5 Steps to a 5 AP Psychology, 2010-2011 Edition - Laura Lincoln Maitland [84]
What helps us remember? Retrieval cues, reminders associated with information we are trying to get out of memory, aid us in remembering. Retrieval cues can be other words or phrases in a specific hierarchy or semantic network, context, and mood or emotions. Priming is activating specific associations in memory either consciously or unconsciously. Retrieval cues prime our memories.
Cramming for a test does not help us remember as well as studying for the same total amount of time in shorter sessions on different occasions. Numerous studies have shown that distributed practice, spreading out the memorization of information or the learning of skills over several sessions, facilitates remembering better than massed practice, cramming the memorization of information or the learning of skills into one session.
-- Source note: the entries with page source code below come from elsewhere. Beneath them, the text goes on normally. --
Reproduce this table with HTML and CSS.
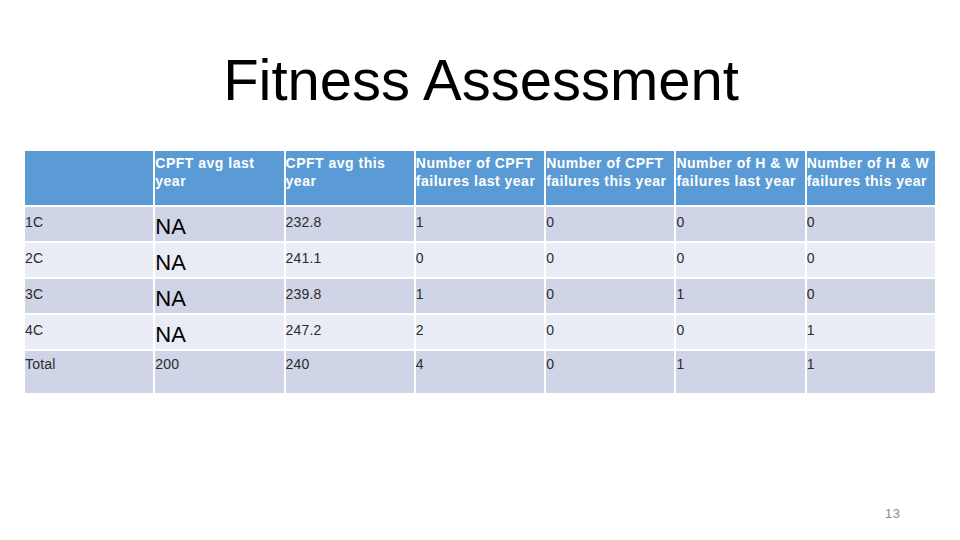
FILE: index.html
```html
<!DOCTYPE html>
<html>
<head>
<meta charset="utf-8">
<link rel="stylesheet" href="styles.css">
</head>
<body>
<div class="slide">
  <h1 class="title">Fitness Assessment</h1>
  <table class="grid">
    <thead>
      <tr>
        <th></th>
        <th>CPFT avg last year</th>
        <th>CPFT avg this year</th>
        <th>Number of CPFT failures last year</th>
        <th>Number of CPFT failures this year</th>
        <th>Number of H &amp; W failures last year</th>
        <th>Number of H &amp; W failures this year</th>
      </tr>
    </thead>
    <tbody>
      <tr class="odd"><td class="lbl">1C</td><td class="na">NA</td><td class="avg">232.8</td><td>1</td><td>0</td><td>0</td><td>0</td></tr>
      <tr class="even"><td class="lbl">2C</td><td class="na">NA</td><td class="avg">241.1</td><td>0</td><td>0</td><td>0</td><td>0</td></tr>
      <tr class="odd"><td class="lbl">3C</td><td class="na">NA</td><td class="avg">239.8</td><td>1</td><td>0</td><td>1</td><td>0</td></tr>
      <tr class="even"><td class="lbl">4C</td><td class="na">NA</td><td class="avg">247.2</td><td>2</td><td>0</td><td>0</td><td>1</td></tr>
      <tr class="odd total"><td class="lbl">Total</td><td>200</td><td>240</td><td>4</td><td>0</td><td>1</td><td>1</td></tr>
    </tbody>
  </table>
  <div class="footer"><span class="pagenum">13</span></div>
</div>
</body>
</html>
```

FILE: styles.css
```css
html, body {
  margin: 0;
  padding: 0;
  background: #ffffff;
}

.slide {
  width: 960px;
  height: 540px;
  position: relative;
  overflow: hidden;
  font-family: "Liberation Sans", Arial, sans-serif;
}

.title {
  margin: 0;
  padding-top: 51px;
  font-family: "Liberation Sans", Arial, sans-serif;
  font-weight: normal;
  font-size: 58px;
  line-height: 58px;
  color: #000000;
  text-align: center;
  padding-left: 2px;
}

.grid {
  margin: 40px 0 0 23px;
  width: 914px;
  border-collapse: separate;
  border-spacing: 2px;
  table-layout: fixed;
}

.grid th {
  background: #5b9bd5;
  color: #ffffff;
  font-weight: bold;
  font-size: 14px;
  line-height: 18px;
  letter-spacing: 0.5px;
  text-align: left;
  vertical-align: top;
  padding: 3px 0 0 0;
  height: 51px;
}

.grid td {
  font-size: 14px;
  line-height: 18px;
  color: #2b2b2b;
  letter-spacing: 0.2px;
  text-align: left;
  vertical-align: top;
  padding: 6px 0 0 0;
  height: 28px;
}

.grid tr.odd td {
  background: #cfd5e6;
}

.grid tr.even td {
  background: #e9ecf4;
}

.grid td.na {
  font-size: 22px;
  line-height: 24px;
  color: #000000;
  letter-spacing: 0;
  padding-top: 8px;
  height: 26px;
}

.grid tr.total td {
  height: 38px;
  padding-top: 4px;
}

.footer {
  position: absolute;
  left: 0;
  top: 505px;
  width: 960px;
}

.pagenum {
  position: absolute;
  left: 885px;
  top: 0;
  font-size: 13px;
  line-height: 18px;
  color: #8a8a8a;
  letter-spacing: 0.5px;
}
```
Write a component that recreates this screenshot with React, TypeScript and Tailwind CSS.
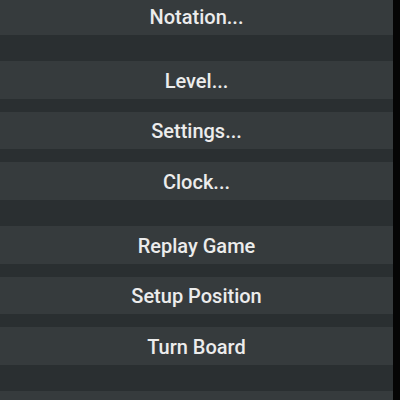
const groups: string[][] = [
  ["Notation..."],
  ["Level...", "Settings...", "Clock..."],
  ["Replay Game", "Setup Position", "Turn Board"],
  [""],
];

function MenuButton({ label }: { label: string }) {
  return (
    <div className="flex h-[37.5px] shrink-0 items-center justify-center bg-[#363b3d] pt-[2px] text-[20px] font-medium text-[#ececec]">
      {label}
    </div>
  );
}

export default function App() {
  return (
    <div className="flex h-[400px] w-[400px] overflow-hidden bg-[#050505] font-['Roboto',sans-serif]">
      <div className="mt-[-3px] flex h-[404px] w-[393px] flex-col gap-[26.5px] bg-[#2a2f31]">
        {groups.map((items, gi) => (
          <div key={gi} className="flex flex-col gap-[13px]">
            {items.map((label, i) => (
              <MenuButton key={i} label={label} />
            ))}
          </div>
        ))}
      </div>
    </div>
  );
}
If we use mnemonic devices or memory tricks when encoding information, these devices will help us retrieve concepts, for example acronyms such as ROY G. BIV (red, orange, yellow, green, blue, indigo, violet) or sayings such as, “My very educated mother just served us “noodles” (Mercury, Venus, Earth, Mars, Jupiter, Saturn, Neptune). Another mnemonic, the method of loci, uses association of words on a list with visualization of places on a familiar path. For example, to remember ten items on a grocery list (chicken, corn, bread, etc.), we associate each with a place in our house (a chicken pecking at the front door, corn making a yellow mess smashed into the foyer, etc.). At the grocery store, we mentally take a tour of our house and retrieve each of the items. Another mnemonic to help us remember lists, the peg word mnemonic, requires us to first memorize a scheme such as “One is a bun, two is a shoe,” and so on, then mentally picture using the chicken in the bun, the corn in the shoe, etc. These images help both to encode items into LTM and later to retrieve it back into our working memory.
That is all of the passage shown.